A corporation with a June 30 taxation year end makes monthly payments of interest on a loan from its non-resident parent, and remits withholding tax to CRA each month. In its annual return it recognizes that by virtue of s. 18(4) the interest is non-deductible and is deemed to be a dividend that is subject to a Treaty-reduced rate of withholding. Given that the NR-7 form permits the recovery of such excess withholding only on the basis of the calendar year, what procedure should be followed in order to recover the excess withholding tax? After discussing the s. 214(16)(b) designation, CRA stated:
[B]y virtue of the application of paragraph 214(16)(a) and any designation under paragraph 214(16)(b), the non-resident parent could therefore file, no later than two years after the end of each calendar year in which overpayments were made to the Receiver General, a Form NR7-R to recover these amounts, unless these amounts are applied … against amounts owing to or about to become due to Her Majesty in Right of Canada.

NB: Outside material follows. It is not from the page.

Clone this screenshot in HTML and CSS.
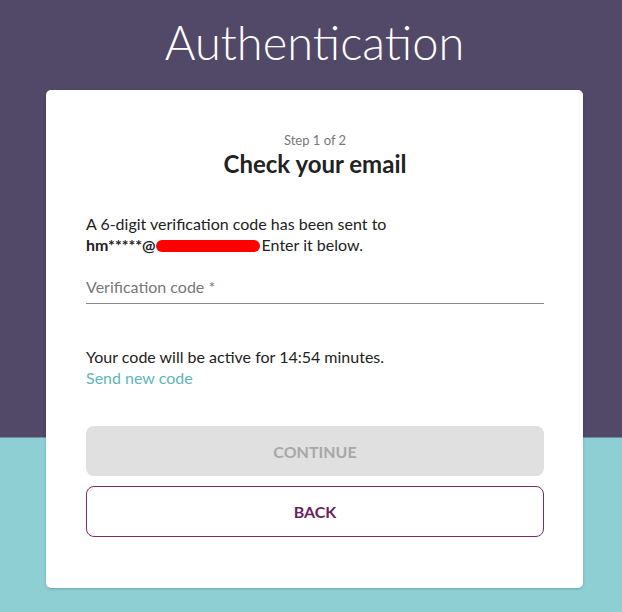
FILE: index.html
```html
<!DOCTYPE html>
<html>
<head>
<meta charset="utf-8">
<link rel="stylesheet" href="styles.css">
</head>
<body>
<div class="page">
  <h1 class="title">Authentication</h1>
  <div class="card">
    <div class="step">Step 1 of 2</div>
    <h2 class="heading">Check your email</h2>
    <p class="info">A 6-digit verification code has been sent to<br><b>hm*****@</b><span class="redact"></span>Enter it below.</p>
    <div class="field">
      <span class="label">Verification code *</span>
    </div>
    <p class="timer">Your code will be active for 14:54 minutes.</p>
    <a class="resend">Send new code</a>
    <div class="buttons">
      <button class="btn btn-continue">CONTINUE</button>
      <button class="btn btn-back">BACK</button>
    </div>
  </div>
</div>
</body>
</html>
```
FILE: styles.css
```css
html, body { margin: 0; padding: 0; }
body {
  font-family: Lato, "Open Sans", sans-serif;
  background: linear-gradient(to bottom, #524868 0, #524868 437px, #8ecfd4 438px, #8ecfd4 100%);
  min-height: 612px;
  height: 612px;
  overflow: hidden;
}
.page {
  width: 537px;
  margin-left: 46px;
  padding-top: 12px;
}
.title {
  margin: 0;
  text-align: center;
  color: #fff;
  font-weight: 300;
  font-size: 47px;
  line-height: 60px;
  height: 78px;
}
.card {
  background: #fff;
  border-radius: 5px;
  box-shadow: 0 1px 3px rgba(0,0,0,0.2);
  padding: 42px 39px 50px 40px;
  height: 498px;
  box-sizing: border-box;
}
.step {
  text-align: center;
  color: #777;
  font-size: 13px;
  line-height: 16px;
}
.heading {
  margin: 2px 0 0;
  text-align: center;
  color: #222;
  font-size: 24px;
  font-weight: 700;
  line-height: 28px;
}
.info {
  margin: 35px 0 0;
  font-size: 16px;
  line-height: 21px;
  color: #222;
}
.info b { font-weight: 700; }
.redact {
  display: inline-block;
  width: 104px;
  height: 12px;
  background: #f00;
  border-radius: 6px;
  vertical-align: -1px;
  margin-right: 2px;
}
.field {
  margin-top: 22px;
  border-bottom: 1px solid #8a8a8a;
  padding-bottom: 6px;
}
.label {
  color: #777;
  font-size: 16px;
  line-height: 20px;
}
.timer {
  margin: 42px 0 0;
  font-size: 16px;
  line-height: 21px;
  color: #222;
}
.resend {
  display: block;
  color: #5fb6bc;
  font-size: 16px;
  line-height: 21px;
}
.buttons {
  margin-top: 38px;
  display: flex;
  flex-direction: column;
  gap: 10px;
}
.btn {
  font-family: inherit;
  font-size: 16px;
  font-weight: 700;
  height: 51px;
  border-radius: 8px;
  width: 100%;
}
.btn-continue {
  height: 50px;
  background: #e0e0e0;
  border: none;
  color: #a8a8a8;
}
.btn-back {
  background: #fff;
  border: 1px solid #7a2d6e;
  color: #6b1f5f;
}
```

However, prior to so stating, CRA also noted that in its annual return the corporation could make s. 214(16)(b) designations as to which of the interest payments were deemed to be dividends, and stated that s. 214(16)(b) thus allows:
for flexibility and certainty with respect to the corporation’s withholding and payment obligations in respect of the amounts of such deemed dividends during a taxation year.